**Stated exercise**
Gather the lines below that include the string "React", copying each in full.

══ Information provided ══

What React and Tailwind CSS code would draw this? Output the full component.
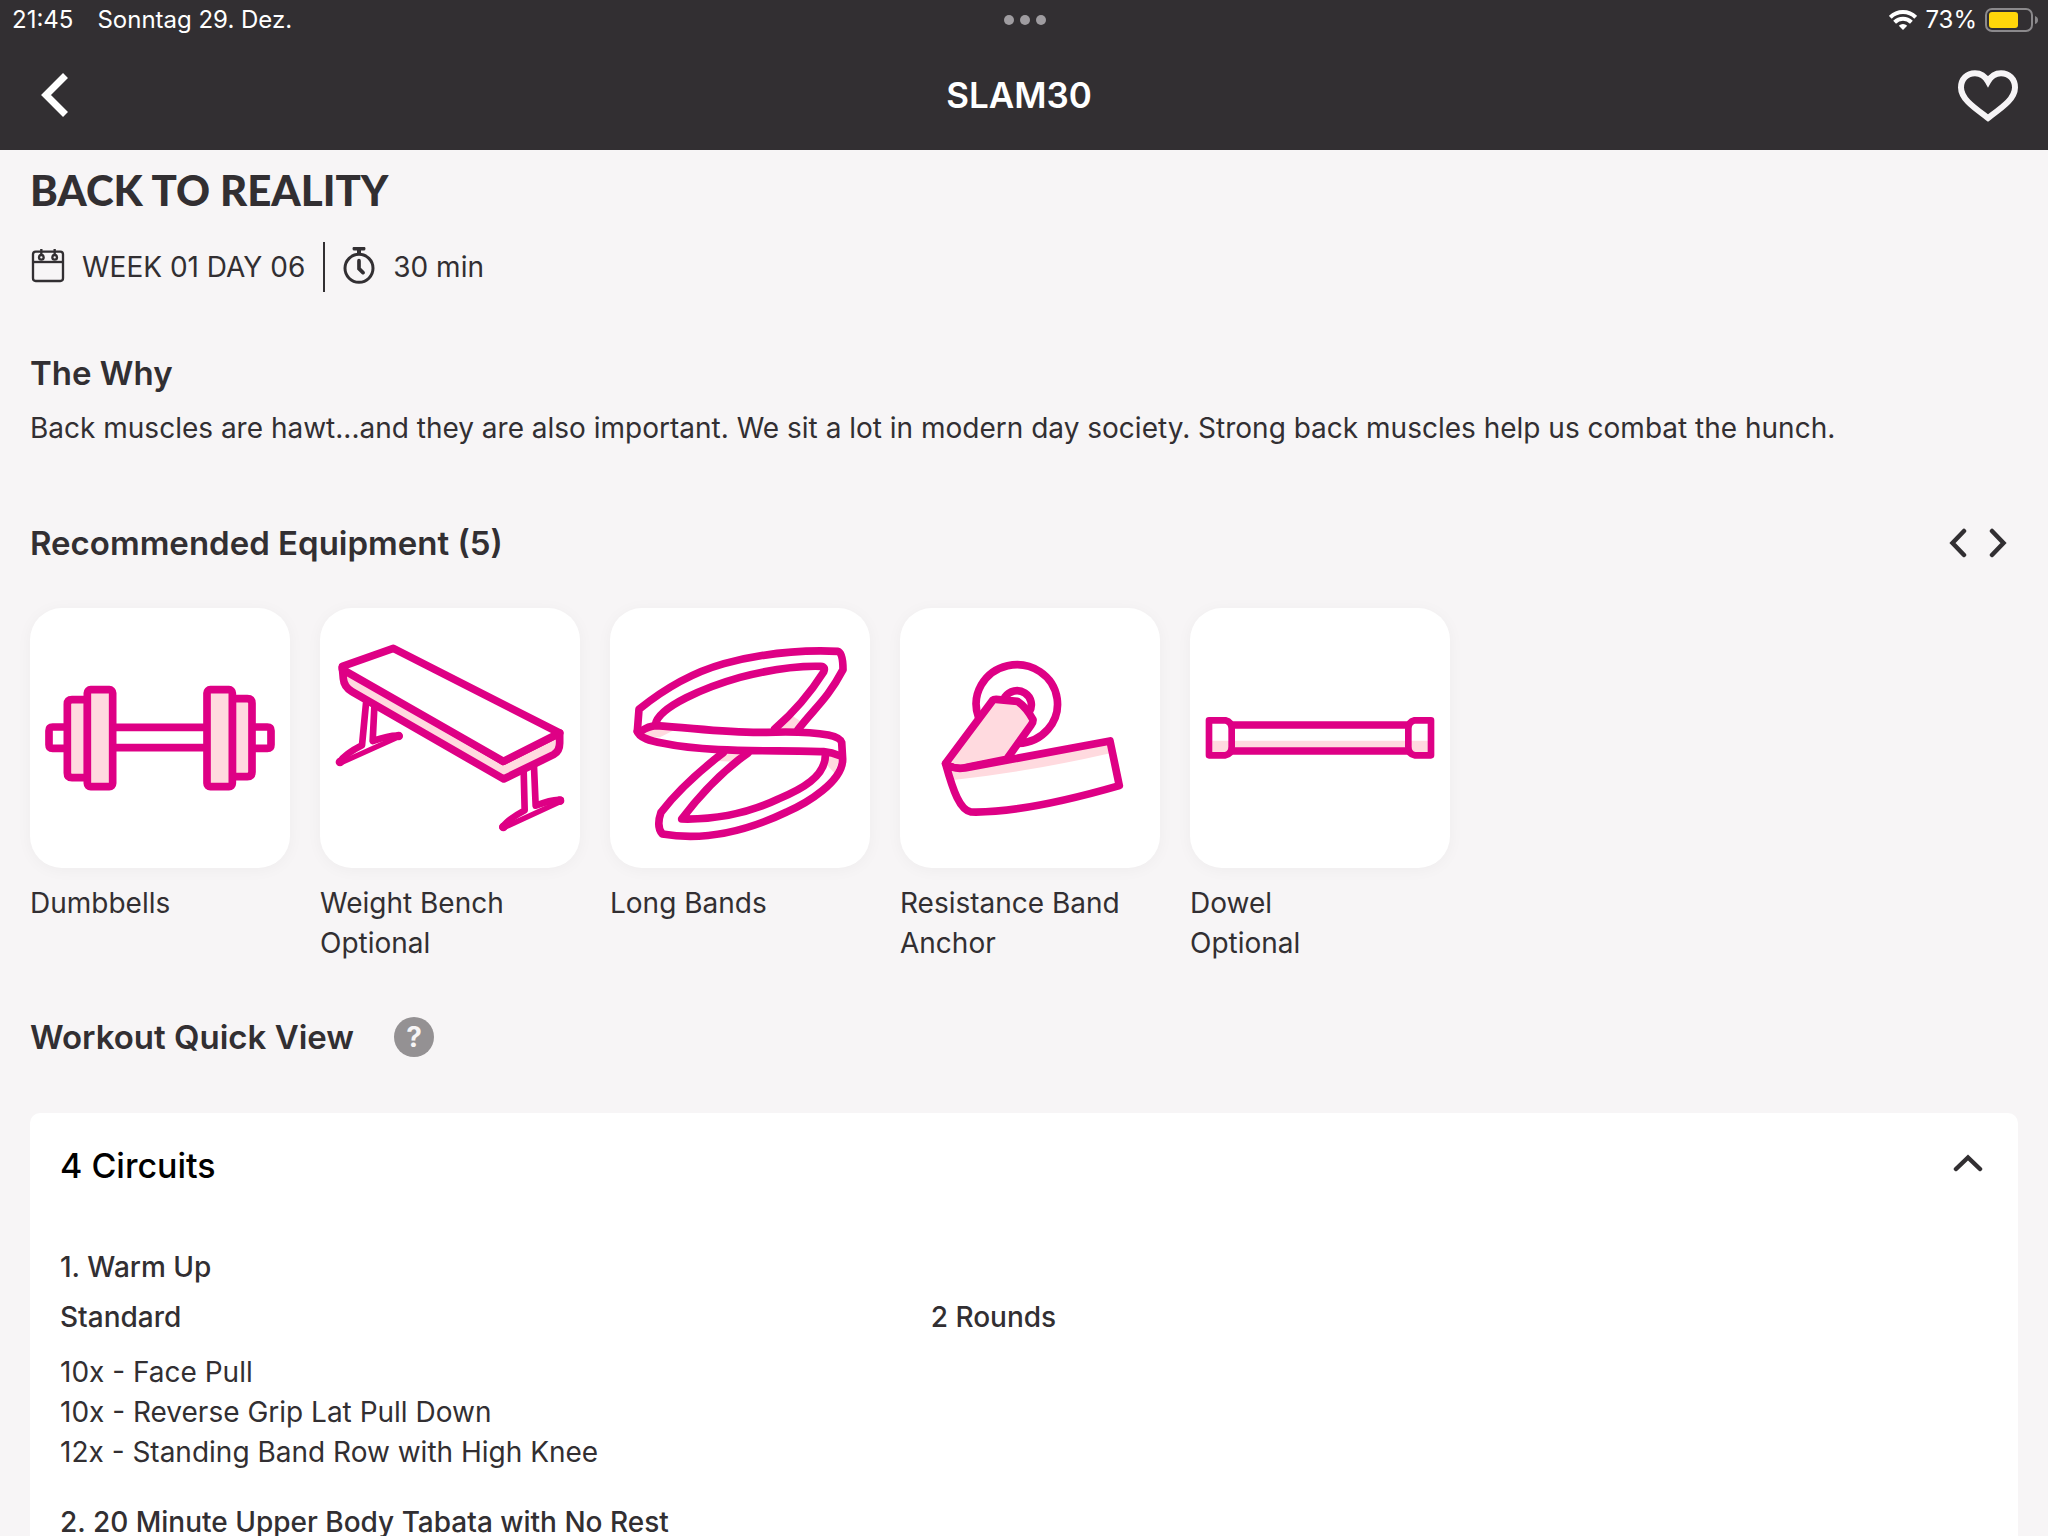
import React, { useState } from 'react';

const PINK = '#de0085';
const BLUSH = '#ffdadf';

const DumbbellArt = () => (
  <svg viewBox="30 24 780 780" className="w-full h-full" fill="none" stroke={PINK} strokeWidth="23" strokeLinejoin="round" aria-hidden="true">
    <path d="M280 382H560M280 443H560" />
    <path d="M142 381H98Q87 381 87 392V434Q87 445 98 445H142M698 381H742Q753 381 753 392V434Q753 445 742 445H698" />
    <path d="M203 299H156Q142 299 142 313V519Q142 533 156 533H203Z" fill={BLUSH} />
    <path d="M637 296H682Q696 296 696 310V516Q696 530 682 530H637Z" fill={BLUSH} />
    <rect x="202" y="269" width="76" height="291" rx="10" fill={BLUSH} />
    <rect x="561" y="269" width="76" height="291" rx="10" fill={BLUSH} />
  </svg>
);

const BenchArt = () => (
  <svg viewBox="30 24 780 780" className="w-full h-full" fill="none" stroke={PINK} strokeWidth="23" strokeLinejoin="round" strokeLinecap="round" aria-hidden="true">
    <g strokeWidth="20">
      <path d="M168 310L156 436Q105 462 89 486M267 407Q240 405 188 423L193 322" />
      <path d="M641 512L644 631Q594 658 578 681M752 600Q728 597 677 617L672 500" />
      <path d="M89 490L269 409M579 684L753 604" strokeWidth="16" />
    </g>
    <g fill={PINK} stroke="none">
      <circle cx="90" cy="486" r="13" />
      <circle cx="266" cy="408" r="13" />
      <circle cx="580" cy="681" r="13" />
      <circle cx="750" cy="602" r="13" />
    </g>
    <path d="M97 202L100 236Q102 261 126 275L581 537L732 463Q750 452 749 426V399L580 484Z" fill={BLUSH} />
    <path d="M97 199L250 145L749 399L580 484L97 208Z" fill="#fff" />
  </svg>
);

const BandsArt = () => (
  <svg viewBox="30 24 780 780" className="w-full h-full" fill="none" stroke={PINK} strokeWidth="23" strokeLinejoin="round" strokeLinecap="round" aria-hidden="true">
    <g stroke="none" fill={BLUSH}>
      <path d="M112 395L165 377L225 389L180 412L135 413Z" />
      <path d="M578 348L604 365L585 392H530Z" />
      <path d="M376 458L430 462L400 485L355 483Z" />
      <path d="M681 460L722 468L704 520L676 490Z" />
    </g>
    <path d="M112 394L117 328Q240 228 372 191Q540 146 714 154Q729 158 729 209C680 301 645 322 594 389" />
    <path d="M166 374C174 320 320 260 420 232Q560 196 662 199Q678 200 671 216Q610 312 524 387" />
    <path d="M112 394C118 414 150 422 190 430C330 460 530 449 671 455Q695 457 722 468" />
    <path d="M124 393Q145 379 168 377C290 385 390 400 500 397Q620 393 685 405Q722 413 725 427L728 478C728 545 620 610 560 636Q360 732 187 702Q168 680 183 637Q250 550 370 458" />
    <path d="M676 460C680 530 600 570 535 597Q400 661 245 657Q340 532 444 459" />
  </svg>
);

const AnchorArt = () => (
  <svg viewBox="30 24 780 780" className="w-full h-full" fill="none" stroke={PINK} strokeWidth="23" strokeLinejoin="round" strokeLinecap="round" aria-hidden="true">
    <path d="M265 350A122 118 0 1 1 385 430" />
    <path d="M345 291A42 41 0 0 1 417 337" />
    <path d="M167 490L308 301Q311 298 318 298L382 304Q408 321 429 359Q430 366 424 374L350 478L210 506Q185 505 167 490Z" fill={BLUSH} />
    <path d="M176 505Q200 509 225 504L660 423L688 555Q420 643 243 636C215 630 190 570 171 500Z" fill="#fff" stroke="none" />
    <path d="M180 504L660 426L664 459Q420 515 190 540Z" fill={BLUSH} stroke="none" />
    <path d="M167 492Q190 509 225 504L660 423L688 557Q400 640 243 636C210 630 190 575 167 492Z" />
  </svg>
);

const DowelArt = () => (
  <svg viewBox="30 24 780 780" className="w-full h-full" fill="none" stroke={PINK} strokeWidth="22" aria-hidden="true">
    <path d="M97 422H747V456H97Z" fill={BLUSH} stroke="none" />
    <path d="M154 375H688M154 453H688" />
    <path d="M87 361H136Q155 366 155 386V440Q155 461 136 466H87Z" strokeWidth="20" strokeLinejoin="round" />
    <path d="M753 361H704Q685 366 685 386V440Q685 461 704 466H753Z" strokeWidth="20" strokeLinejoin="round" />
  </svg>
);

const equipment = [
  { name: 'Dumbbells', Art: DumbbellArt },
  { name: 'Weight Bench', note: 'Optional', Art: BenchArt },
  { name: 'Long Bands', Art: BandsArt },
  { name: 'Resistance Band Anchor', Art: AnchorArt },
  { name: 'Dowel', note: 'Optional', Art: DowelArt },
];

const circuits = [
  {
    title: '1. Warm Up',
    type: 'Standard',
    rounds: '2 Rounds',
    moves: ['10x - Face Pull', '10x - Reverse Grip Lat Pull Down', '12x - Standing Band Row with High Knee'],
  },
  { title: '2. 20 Minute Upper Body Tabata with No Rest', moves: [] },
];

const StatusBar = () => (
  <div className="grid grid-cols-[1fr_auto_1fr] items-center h-10 pl-3 pr-[10px] text-2xl leading-7">
    <div className="flex gap-6">
      <span>21:45</span>
      <span>Sonntag 29. Dez.</span>
    </div>
    <div className="flex gap-[6px]">
      <span className="size-[10px] rounded-full bg-[#9f9ca0]" />
      <span className="size-[10px] rounded-full bg-[#9f9ca0]" />
      <span className="size-[10px] rounded-full bg-[#9f9ca0]" />
    </div>
    <div className="flex items-center justify-end gap-2">
      <svg width="28" height="20" viewBox="0 0 28 20" fill="none" stroke="#fff" strokeWidth="4" aria-hidden="true">
        <path d="M1.3 7.3A18 18 0 0 1 26.7 7.3" />
        <path d="M5.6 12.2A12 12 0 0 1 22.4 12.2" />
        <path d="M14 20L9.8 15.8A6 6 0 0 1 18.2 15.8Z" fill="#fff" stroke="none" />
      </svg>
      <span>73%</span>
      <svg width="53" height="24" viewBox="0 0 53 24" aria-hidden="true">
        <rect x="1" y="1" width="46" height="22" rx="6" fill="none" stroke="#8b898c" strokeWidth="2" />
        <rect x="4" y="4" width="29" height="16" rx="3" fill="#ffd60a" />
        <path d="M50 8Q53 9 53 12Q53 15 50 16Z" fill="#8b898c" />
      </svg>
    </div>
  </div>
);

const CalendarIcon = () => (
  <svg width="36" height="38" viewBox="90 747 108 114" fill="none" stroke="#322f32" strokeWidth="7" aria-hidden="true">
    <rect x="99" y="758" width="90" height="88" rx="8" />
    <path d="M99 789H189" />
    <circle cx="124" cy="775" r="7" />
    <circle cx="164" cy="775" r="7" />
    <path d="M124 750V770M164 750V770" />
  </svg>
);

const StopwatchIcon = () => (
  <svg width="32" height="40" viewBox="1037 743 96 120" fill="none" stroke="#322f32" strokeWidth="9" aria-hidden="true">
    <circle cx="1085" cy="807" r="42" />
    <path d="M1085 750V765" strokeWidth="12" />
    <path d="M1071 748H1099M1085 784V808L1097 820" strokeWidth="11" strokeLinecap="round" />
  </svg>
);

const App = () => {
  const [isOpen, setIsOpen] = useState(true);

  return (
    <div className="h-screen flex flex-col overflow-hidden bg-[#f7f5f6] text-[#322f32] font-['Inter',sans-serif]">
      <header className="shrink-0 bg-[#322f32] text-white">
        <StatusBar />
        <div className="flex items-center justify-between h-[110px] px-[30px]">
          <button type="button" aria-label="Back" className="w-[50px] flex justify-center">
            <svg width="28" height="46" viewBox="0 0 28 46" fill="none" stroke="#fff" strokeWidth="7" aria-hidden="true">
              <path d="M24.5 3.5L5 23L24.5 42.5" />
            </svg>
          </button>
          <h1 className="text-[35px] leading-10 font-semibold">SLAM30</h1>
          <button type="button" aria-label="Favorite">
            <svg width="60" height="54" viewBox="0 -2 60 54" fill="none" stroke="#f6f4f6" strokeWidth="6" aria-hidden="true">
              <path d="M30 11.5C27 6 22 3.2 17 3.2C9 3.2 3 9 3 17.5C3 29 16 37.5 30 48C44 37.5 57 29 57 17.5C57 9 51 3.2 43 3.2C38 3.2 33 6 30 11.5Z" />
            </svg>
          </button>
        </div>
      </header>

      <main className="flex-1 min-h-0 overflow-hidden px-[30px] pt-5 text-[28px] leading-10">
        <h2 className="text-[42px] font-black font-['Lato',sans-serif]">BACK TO REALITY</h2>
        <div className="mt-8 flex items-center h-[50px]">
          <CalendarIcon />
          <span className="ml-4">WEEK 01 DAY 06</span>
          <span className="mx-[18px] w-[2px] h-full bg-[#322f32]" />
          <StopwatchIcon />
          <span className="ml-[18px]">30 min</span>
        </div>

        <section className="mt-[61px]">
          <h3 className="text-[33px] font-semibold">The Why</h3>
          <p className="mt-[15px]">
            Back muscles are hawt...and they are also important. We sit a lot in modern day society. Strong back muscles help us combat the hunch.
          </p>
        </section>

        <section className="mt-[75px]">
          <div className="flex items-center justify-between">
            <h3 className="text-[33px] font-semibold">Recommended Equipment (5)</h3>
            <div className="flex">
              <button type="button" aria-label="Previous" className="size-10 flex items-center justify-center">
                <svg width="18" height="30" viewBox="0 0 18 30" fill="none" stroke="#322f32" strokeWidth="4.5" strokeLinecap="round" aria-hidden="true">
                  <path d="M15 3L3.5 15L15 27" />
                </svg>
              </button>
              <button type="button" aria-label="Next" className="size-10 flex items-center justify-center">
                <svg width="18" height="30" viewBox="0 0 18 30" fill="none" stroke="#322f32" strokeWidth="4.5" strokeLinecap="round" aria-hidden="true">
                  <path d="M3 3L14.5 15L3 27" />
                </svg>
              </button>
            </div>
          </div>
          <ul className="mt-[45px] flex gap-[30px]">
            {equipment.map(({ name, note, Art }) => (
              <li key={name} className="w-[260px]">
                <div className="size-[260px] rounded-[32px] bg-white shadow-[0_2px_16px_rgba(0,0,0,0.04)]">
                  <Art />
                </div>
                <p className="mt-[15px]">{name}</p>
                {note && <p>{note}</p>}
              </li>
            ))}
          </ul>
        </section>

        <section className="mt-[54px]">
          <div className="flex items-center gap-10">
            <h3 className="text-[33px] font-semibold">Workout Quick View</h3>
            <button type="button" aria-label="Help" className="size-10 rounded-full bg-[#949193] text-[#f7f5f6] text-[28px] leading-10 font-bold">
              ?
            </button>
          </div>

          <div className="mt-14 rounded-[10px] bg-white px-[30px] pt-[33px] pb-[30px]">
            <div className="flex items-start justify-between text-black">
              <h3 className="text-[34px] font-medium">4 Circuits</h3>
              <button
                type="button"
                aria-label="Toggle circuits"
                aria-expanded={isOpen}
                onClick={() => setIsOpen(!isOpen)}
                className="w-10 h-[34px] flex items-center justify-center"
              >
                <svg width="30" height="18" viewBox="0 0 30 18" fill="none" stroke="#322f32" strokeWidth="4.5" strokeLinecap="round" aria-hidden="true">
                  <path d="M3 15L15 3.5L27 15" />
                </svg>
              </button>
            </div>
            {isOpen && (
              <div className="mt-[61px] flex flex-col gap-[30px]">
                {circuits.map((circuit) => (
                  <div key={circuit.title}>
                    <h4 className="font-medium">{circuit.title}</h4>
                    {circuit.type && (
                      <div className="mt-[10px] grid grid-cols-[14fr_17fr] font-medium">
                        <span>{circuit.type}</span>
                        <span>{circuit.rounds}</span>
                      </div>
                    )}
                    {circuit.moves.length > 0 && (
                      <ul className="mt-[15px]">
                        {circuit.moves.map((move) => (
                          <li key={move}>{move}</li>
                        ))}
                      </ul>
                    )}
                  </div>
                ))}
              </div>
            )}
          </div>
        </section>
      </main>
    </div>
  );
};

export default App;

═══

**Output for this task**
What React and Tailwind CSS code would draw this? Output the full component.
import React, { useState } from 'react';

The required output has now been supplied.